» Written exercise
Copy every line from the material below that holds "page".

» Data to process
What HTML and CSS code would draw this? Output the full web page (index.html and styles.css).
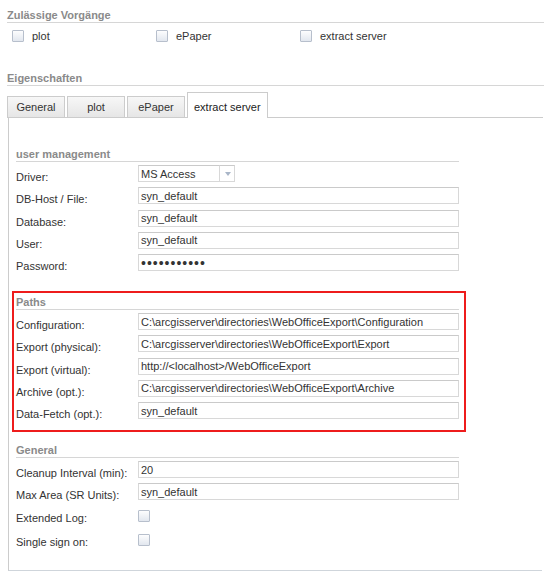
FILE: index.html
```html
<!DOCTYPE html>
<html lang="de">
<head>
    <meta charset="UTF-8">
    <meta name="viewport" content="width=device-width, initial-scale=1.0">
    <title>Extract Server - Eigenschaften</title>
    <link rel="stylesheet" href="styles.css">
</head>
<body>
    <div class="page">
        <div class="group-title ops-title">Zulässige Vorgänge</div>
        <div class="ops">
            <label class="op"><input type="checkbox" class="check"> plot</label>
            <label class="op"><input type="checkbox" class="check"> ePaper</label>
            <label class="op"><input type="checkbox" class="check"> extract server</label>
        </div>

        <div class="group-title props-title">Eigenschaften</div>
        <div class="tabs">
            <div class="tab">General</div>
            <div class="tab">plot</div>
            <div class="tab">ePaper</div>
            <div class="tab active">extract server</div>
        </div>

        <div class="panel">
            <section class="fs">
                <div class="group-title">user management</div>
                <div class="row">
                    <label>Driver:</label>
                    <div class="combo">
                        <input type="text" class="field combo-input" value="MS Access" readonly>
                        <span class="trigger"></span>
                    </div>
                </div>
                <div class="row">
                    <label>DB-Host / File:</label>
                    <input type="text" class="field" value="syn_default">
                </div>
                <div class="row">
                    <label>Database:</label>
                    <input type="text" class="field" value="syn_default">
                </div>
                <div class="row">
                    <label>User:</label>
                    <input type="text" class="field" value="syn_default">
                </div>
                <div class="row">
                    <label>Password:</label>
                    <input type="password" class="field password" value="syn_default">
                </div>
            </section>

            <section class="fs highlight">
                <div class="group-title">Paths</div>
                <div class="row">
                    <label>Configuration:</label>
                    <input type="text" class="field" value="C:\arcgisserver\directories\WebOfficeExport\Configuration">
                </div>
                <div class="row">
                    <label>Export (physical):</label>
                    <input type="text" class="field" value="C:\arcgisserver\directories\WebOfficeExport\Export">
                </div>
                <div class="row">
                    <label>Export (virtual):</label>
                    <input type="text" class="field" value="http://<localhost>/WebOfficeExport">
                </div>
                <div class="row">
                    <label>Archive (opt.):</label>
                    <input type="text" class="field" value="C:\arcgisserver\directories\WebOfficeExport\Archive">
                </div>
                <div class="row">
                    <label>Data-Fetch (opt.):</label>
                    <input type="text" class="field" value="syn_default">
                </div>
            </section>

            <section class="fs">
                <div class="group-title">General</div>
                <div class="row">
                    <label>Cleanup Interval (min):</label>
                    <input type="text" class="field" value="20">
                </div>
                <div class="row">
                    <label>Max Area (SR Units):</label>
                    <input type="text" class="field" value="syn_default">
                </div>
                <div class="row check-row">
                    <label>Extended Log:</label>
                    <input type="checkbox" class="check">
                </div>
                <div class="row check-row">
                    <label>Single sign on:</label>
                    <input type="checkbox" class="check">
                </div>
            </section>
        </div>
    </div>
</body>
</html>
```

FILE: styles.css
```css
:root {
    --text-color: #333;
    --title-color: #8a8a8a;
    --line-color: #d6d6d6;
    --border-color: #cccccc;
}

body {
    margin: 0;
    font-family: "Liberation Sans", Arial, sans-serif;
    font-size: 11px;
    color: var(--text-color);
    background: #fff;
}

.page {
    width: 537px;
    padding-left: 7px;
}

.group-title {
    height: 14px;
    line-height: 14px;
    font-weight: bold;
    color: var(--title-color);
    border-bottom: 1px solid var(--line-color);
}

.ops-title {
    margin-top: 8px;
}

.props-title {
    margin-top: 29px;
}

/* allowed operations */
.ops {
    display: flex;
    margin-top: 7px;
    padding-left: 5px;
}

.op {
    width: 144px;
    height: 12px;
    display: flex;
    align-items: center;
}

.check {
    appearance: none;
    -webkit-appearance: none;
    box-sizing: border-box;
    width: 12px;
    height: 12px;
    margin: 0 8px 0 0;
    border: 1px solid #b7bfcc;
    border-radius: 1px;
    background: linear-gradient(#fdfdfe, #e2e7ef);
}

/* tab strip */
.tabs {
    display: flex;
    align-items: flex-end;
    gap: 2px;
    width: 536px;
    height: 25px;
    margin-top: 6px;
    border-bottom: 1px solid var(--border-color);
}

.tab {
    box-sizing: border-box;
    min-width: 58px;
    height: 21px;
    padding: 0 6px;
    line-height: 20px;
    text-align: center;
    border: 1px solid var(--border-color);
    border-bottom: none;
    background: linear-gradient(#f7f7f7, #e6e6e6);
}

.tab.active {
    height: 26px;
    padding-top: 4px;
    margin-bottom: -1px;
    background: #fff;
    color: #222;
}

/* panel */
.panel {
    width: 530px;
    margin-left: 1px;
    padding: 25px 0 5px 3px;
    border-left: 1px solid var(--border-color);
    border-bottom: 1px solid #cfd5db;
}

.fs {
    box-sizing: border-box;
    width: 454px;
    padding: 2px 5px 11px 2px;
    border: 2px solid transparent;
    margin-bottom: 7px;
}

.fs:last-child {
    margin-bottom: 0;
}

.fs.highlight {
    border-color: #ee1c1c;
}

.fs .group-title {
    margin-bottom: 3px;
}

.row {
    display: flex;
    height: 17px;
    margin-bottom: 5.25px;
}

.row:last-child {
    margin-bottom: 0;
}

.row label {
    width: 122px;
    padding-top: 4px;
    line-height: 17px;
    white-space: nowrap;
}

.field {
    box-sizing: border-box;
    width: 321px;
    height: 17px;
    margin: 0;
    padding: 0 2px;
    border: 1px solid #d8d8d8;
    border-top-color: #cacaca;
    font: inherit;
    color: var(--text-color);
    background: #fff;
    outline: none;
}

.password {
    font-size: 14px;
    letter-spacing: 1px;
}

.combo {
    display: flex;
    width: 97px;
}

.combo-input {
    width: 81px;
    border-right: none;
}

.trigger {
    box-sizing: border-box;
    width: 16px;
    height: 17px;
    border: 1px solid #d8d8d8;
    border-top-color: #cacaca;
    background: #fff;
    position: relative;
}

.trigger::after {
    content: "";
    position: absolute;
    left: 5px;
    top: 6px;
    border-left: 3px solid transparent;
    border-right: 3px solid transparent;
    border-top: 4px solid #a9b6c8;
}

.check-row {
    height: 22px;
    margin-bottom: 2px;
}

.check-row .check {
    margin-top: 4px;
}
```
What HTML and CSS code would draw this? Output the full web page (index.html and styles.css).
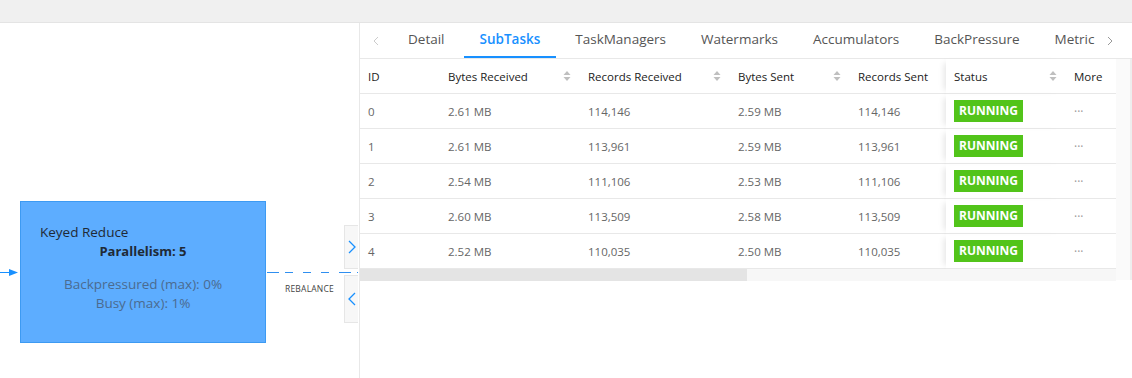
FILE: index.html
```html
<!DOCTYPE html>
<html lang="en">
<head>
    <meta charset="UTF-8">
    <title>Job Vertex - SubTasks</title>
    <link rel="stylesheet" href="styles.css">
</head>
<body>
    <div class="topbar"></div>

    <div class="main">
        <!-- Grafo do job -->
        <div class="graph">
            <svg class="edges" width="359" height="355" viewBox="0 0 359 355">
                <line x1="0" y1="249.5" x2="11" y2="249.5" stroke="#1890ff" stroke-width="1"/>
                <path d="M9 246 L18 249.5 L9 253 Z" fill="#1890ff"/>
                <line x1="267" y1="249.5" x2="358" y2="249.5" stroke="#2f8ff0" stroke-width="1" stroke-dasharray="12 6 8 10 8 10 8 10 12 6"/>
            </svg>

            <div class="node">
                <div class="node-name">Keyed Reduce</div>
                <div class="node-parallelism">Parallelism: 5</div>
                <div class="node-metrics">
                    <div>Backpressured (max): 0%</div>
                    <div>Busy (max): 1%</div>
                </div>
            </div>

            <span class="edge-label">REBALANCE</span>

            <div class="toggle toggle-expand">
                <svg width="8" height="14" viewBox="0 0 8 14"><path d="M1 1 L7 7 L1 13" fill="none" stroke="#1890ff" stroke-width="1.3"/></svg>
            </div>
            <div class="toggle toggle-collapse">
                <svg width="8" height="14" viewBox="0 0 8 14"><path d="M7 1 L1 7 L7 13" fill="none" stroke="#1890ff" stroke-width="1.3"/></svg>
            </div>
        </div>

        <!-- Painel de detalhes -->
        <div class="drawer">
            <div class="tabs-bar">
                <span class="tab-arrow tab-arrow-off">
                    <svg width="6" height="10" viewBox="0 0 6 10"><path d="M5 1 L1 5 L5 9" fill="none" stroke="currentColor" stroke-width="1"/></svg>
                </span>
                <div class="tab-list">
                    <div class="tab">Detail</div>
                    <div class="tab active">SubTasks</div>
                    <div class="tab">TaskManagers</div>
                    <div class="tab">Watermarks</div>
                    <div class="tab">Accumulators</div>
                    <div class="tab">BackPressure</div>
                    <div class="tab">Metric</div>
                </div>
                <span class="tab-arrow tab-arrow-next">
                    <svg width="6" height="10" viewBox="0 0 6 10"><path d="M1 1 L5 5 L1 9" fill="none" stroke="currentColor" stroke-width="1"/></svg>
                </span>
            </div>

            <div class="table-area">
                <div class="table-wrap">
                    <table class="subtasks">
                        <colgroup>
                            <col style="width: 80px">
                            <col style="width: 140px">
                            <col style="width: 150px">
                            <col style="width: 120px">
                            <col style="width: 96px">
                            <col style="width: 120px">
                            <col style="width: 50px">
                        </colgroup>
                        <thead>
                            <tr>
                                <th>ID</th>
                                <th><div class="th-inner">Bytes Received <span class="sorter"></span></div></th>
                                <th><div class="th-inner">Records Received <span class="sorter"></span></div></th>
                                <th><div class="th-inner">Bytes Sent <span class="sorter"></span></div></th>
                                <th>Records Sent</th>
                                <th class="fixed"><div class="th-inner">Status <span class="sorter"></span></div></th>
                                <th>More</th>
                            </tr>
                        </thead>
                        <tbody>
                            <tr>
                                <td>0</td><td>2.61 MB</td><td>114,146</td><td>2.59 MB</td><td>114,146</td>
                                <td class="fixed"><span class="tag">RUNNING</span></td><td class="more">···</td>
                            </tr>
                            <tr>
                                <td>1</td><td>2.61 MB</td><td>113,961</td><td>2.59 MB</td><td>113,961</td>
                                <td class="fixed"><span class="tag">RUNNING</span></td><td class="more">···</td>
                            </tr>
                            <tr>
                                <td>2</td><td>2.54 MB</td><td>111,106</td><td>2.53 MB</td><td>111,106</td>
                                <td class="fixed"><span class="tag">RUNNING</span></td><td class="more">···</td>
                            </tr>
                            <tr>
                                <td>3</td><td>2.60 MB</td><td>113,509</td><td>2.58 MB</td><td>113,509</td>
                                <td class="fixed"><span class="tag">RUNNING</span></td><td class="more">···</td>
                            </tr>
                            <tr>
                                <td>4</td><td>2.52 MB</td><td>110,035</td><td>2.50 MB</td><td>110,035</td>
                                <td class="fixed"><span class="tag">RUNNING</span></td><td class="more">···</td>
                            </tr>
                        </tbody>
                    </table>
                    <div class="hscroll"><div class="hscroll-thumb"></div></div>
                </div>
                <div class="vgutter"></div>
            </div>
        </div>
    </div>

    <script>
        // Ícones de ordenação (iguais em todas as colunas)
        document.querySelectorAll('.sorter').forEach(function (el) {
            el.innerHTML = '<svg width="8" height="12" viewBox="0 0 8 12">' +
                '<path d="M4 1 L7.5 5 L0.5 5 Z" fill="#bfbfbf"/>' +
                '<path d="M4 11 L7.5 7 L0.5 7 Z" fill="#bfbfbf"/></svg>';
        });
    </script>
</body>
</html>
```

FILE: styles.css
```css
body {
    margin: 0;
    font-family: "Open Sans", "Noto Sans", sans-serif;
    background: #fff;
    color: #333;
    overflow: hidden;
}

.topbar {
    height: 22px;
    background: #f0f0f0;
    border-bottom: 1px solid #e4e4e4;
}

.main {
    display: flex;
    height: 355px;
}

/* Grafo */
.graph {
    flex: 0 0 359px;
    position: relative;
    overflow: hidden;
}

.edges {
    position: absolute;
    left: 0;
    top: 0;
}

.node {
    position: absolute;
    left: 20px;
    top: 178px;
    width: 244px;
    height: 118px;
    background: #5dadff;
    border: 1px solid #3d9af2;
    padding-top: 22px;
    font-size: 13.5px;
    line-height: 19px;
}

.node-name {
    padding-left: 19px;
    margin-top: -1px;
    color: #1f2a36;
}

.node-parallelism {
    text-align: center;
    font-weight: bold;
    font-size: 13px;
    color: #1f2a36;
}

.node-metrics {
    margin-top: 14px;
    text-align: center;
    color: #4b6b90;
}

.edge-label {
    position: absolute;
    left: 285px;
    top: 260px;
    font-size: 8.5px;
    letter-spacing: 0.2px;
    color: #444;
}

.toggle {
    position: absolute;
    left: 344px;
    width: 14px;
    background: #f7f7f7;
    border: 1px solid #e6e6e6;
    border-right: none;
    box-sizing: border-box;
    display: flex;
    align-items: center;
    justify-content: center;
}

.toggle-expand {
    top: 202px;
    height: 44px;
}

.toggle-collapse {
    top: 252px;
    height: 48px;
}

/* Painel */
.drawer {
    flex: 1;
    border-left: 1px solid #e8e8e8;
    min-width: 0;
}

.tabs-bar {
    display: flex;
    align-items: center;
    height: 35px;
    border-bottom: 1px solid #e8e8e8;
}

.tab-arrow {
    flex: 0 0 32px;
    display: flex;
    justify-content: center;
    color: #999;
}

.tab-arrow-off {
    color: #ccc;
}

.tab-arrow-next {
    flex: 0 0 20px;
    margin-right: 12px;
}

.tab-list {
    flex: 1;
    display: flex;
    overflow: hidden;
    height: 100%;
}

.tab {
    flex: 0 0 auto;
    padding: 0 16px;
    margin-right: 3px;
    font-size: 13.5px;
    line-height: 33px;
    color: #555;
    border-bottom: 2px solid transparent;
}

.tab:last-child {
    padding-right: 0;
    margin-right: 0;
}

.tab.active {
    color: #1890ff;
    font-weight: 600;
    border-bottom-color: #1890ff;
}

.table-area {
    display: flex;
}

.table-wrap {
    width: 756px;
}

.vgutter {
    flex: 1;
    background: #fafafa;
    border-right: 2px solid #eee;
    height: 221px;
}

.subtasks {
    width: 756px;
    table-layout: fixed;
    border-collapse: separate;
    border-spacing: 0;
    font-size: 11.5px;
}

.subtasks th,
.subtasks td {
    height: 35px;
    box-sizing: border-box;
    padding: 0 8px;
    text-align: left;
    border-bottom: 1px solid #e8e8e8;
    white-space: nowrap;
    overflow: hidden;
}

.subtasks th {
    font-weight: normal;
    color: #222;
}

.subtasks td {
    color: #666;
}

.th-inner {
    display: flex;
    justify-content: space-between;
    align-items: center;
}

.sorter {
    display: flex;
    margin-right: 1px;
}

.subtasks .fixed {
    box-shadow: -6px 0 6px -4px rgba(0, 0, 0, 0.1);
    overflow: visible;
}

.tag {
    display: inline-block;
    background: #52c41a;
    color: #fff;
    font-weight: bold;
    font-size: 12px;
    line-height: 22px;
    padding: 0 5px;
}

.subtasks td.more {
    color: #999;
    font-size: 12px;
}

.hscroll {
    height: 12px;
    background: #f7f7f7;
}

.hscroll-thumb {
    width: 387px;
    height: 100%;
    background: #e4e4e4;
}
```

» Response to the task
What HTML and CSS code would draw this? Output the full web page (index.html and styles.css).
    <div class="page">
.page {
What HTML and CSS code would draw this? Output the full web page (index.html and styles.css).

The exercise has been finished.